This project deploys a sign language machine learning model that converts hand actions into text that is played via text to speech. This conversion is achieved by first passing the frame through a Mediapipe model and then into a Tensorflow LSTM model.
This model can then be converted to a TFLite model that is deployed to the edge for inference on a RPI device. This deployment is controlled by AWS IOT Greengrass.
To run the code in this folder, pip install the following dependencies:
!pip install tensorflow==2.4.1 tensorflow-gpu==2.4.1 opencv-python mediapipe sklearn matplotlib pyttsx3
Code to generate model training data by defining actions and recording respective key points from the hands using Mediapipe. Key points saved as numpy array for each frame
Code to train LSTM model used to prediction user's action. Model code snippet shown below,
# Define model
model = Sequential()
model.add(LSTM(64, return_sequences=True, activation='relu', input_shape=(30,126)))
model.add(LSTM(128, return_sequences=True, activation='relu'))
model.add(LSTM(64, return_sequences=False, activation='relu'))
model.add(Dense(64, activation='relu'))
model.add(Dense(32, activation='relu'))
model.add(Dense(actions.shape[0], activation='softmax'))
# Implement early stopping
early_stopping = EarlyStopping(monitor='categorical_accuracy', min_delta=0.001, patience=100, verbose=1, mode='auto', restore_best_weights=True)
model.compile(optimizer='Adam', loss='categorical_crossentropy', metrics=['categorical_accuracy'])
Although simple, our model has the following benefits:
- Less data is required for training, as relevant dataset does not exist.
- Faster training, model has 203,624 trainable parameters.
- Faster detections in real time, lightweight model allows for faster prediction, especially for edge devices with low computing resources.
Code to test the model on a live camera feed (current device) using OpenCV. Outputs predicted text on video feed and has text-to-speech implemented.
When testing model:
- Adjust threshold accordingly (determines probability in which predicition is accepted).
- As dataset is small, position matters. User should position themselves in the centre of the video feed and be about one arms length away from the computer.
- Ensure that hand is being detected.
Converts .h5 model to .tflite for deployment to the edge. TensorFlow Lite is a set of tools that enables on-device machine learning by helping developers run their models on mobile, embedded, and IoT devices.
This code is used for testing the RPI that also shows the output live on the RPI via the user interface.
This code starts up the entire processing with the video capture being done on one thread while the inference runs on another thread.
This class is used to run the video capture in a thread of its own.
This class can be used to run the inference in another thread. It is not used in the deployment currently.
This is the deployment package that is deployed to the edge device using AWS IOT Greengrass.
This file holds the values that are initialized by the RPI on startup of the inference code as well as all constants.
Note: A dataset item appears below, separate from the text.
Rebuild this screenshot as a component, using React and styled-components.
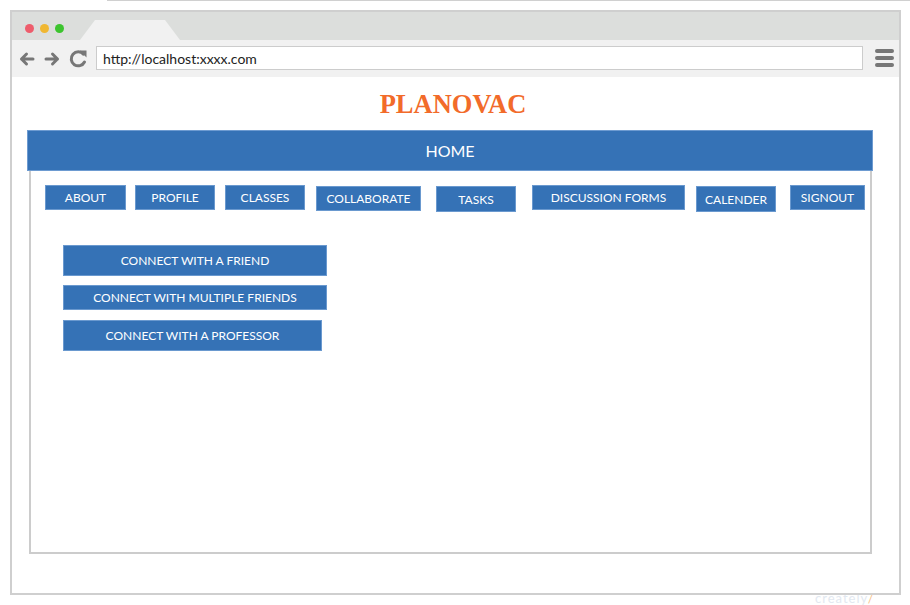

This is the main method this is run by the RPI. It constantly checks the AWS backend via IPC to see if there is any update and then will update the running inference thread.
This class is used for the inference code. It runs its own thread and gets the video frame from the provided video thread.
This class is used for the video capture and it exposes the readImage method to allow for other objects to read its frame.
This is a helper file for all AWS functionality exposed by the AWS IOT SDK.
This Lambda functions implement the serverless pipeline for deployment of the model after it is trained. The functions are used in conjunction with AWS EventBridge, S3 buckets and AWS CodePipeline to trigger deployments.
This is the code for the Lambda function that updates the overall AWS Greengrass deployment that contains 2 components, the inference component and the model store component. This code will trigger a redeployment of the model and inference to all IOT devices on the network.
This is the code for the Lambda function that updates the inference component. It will update the component version of the code to match the latest file in the S3 bucket. This is part of the CodePipeline and it will trigger the deployment update next.
This is the code for the Lmabda function that updates the model component.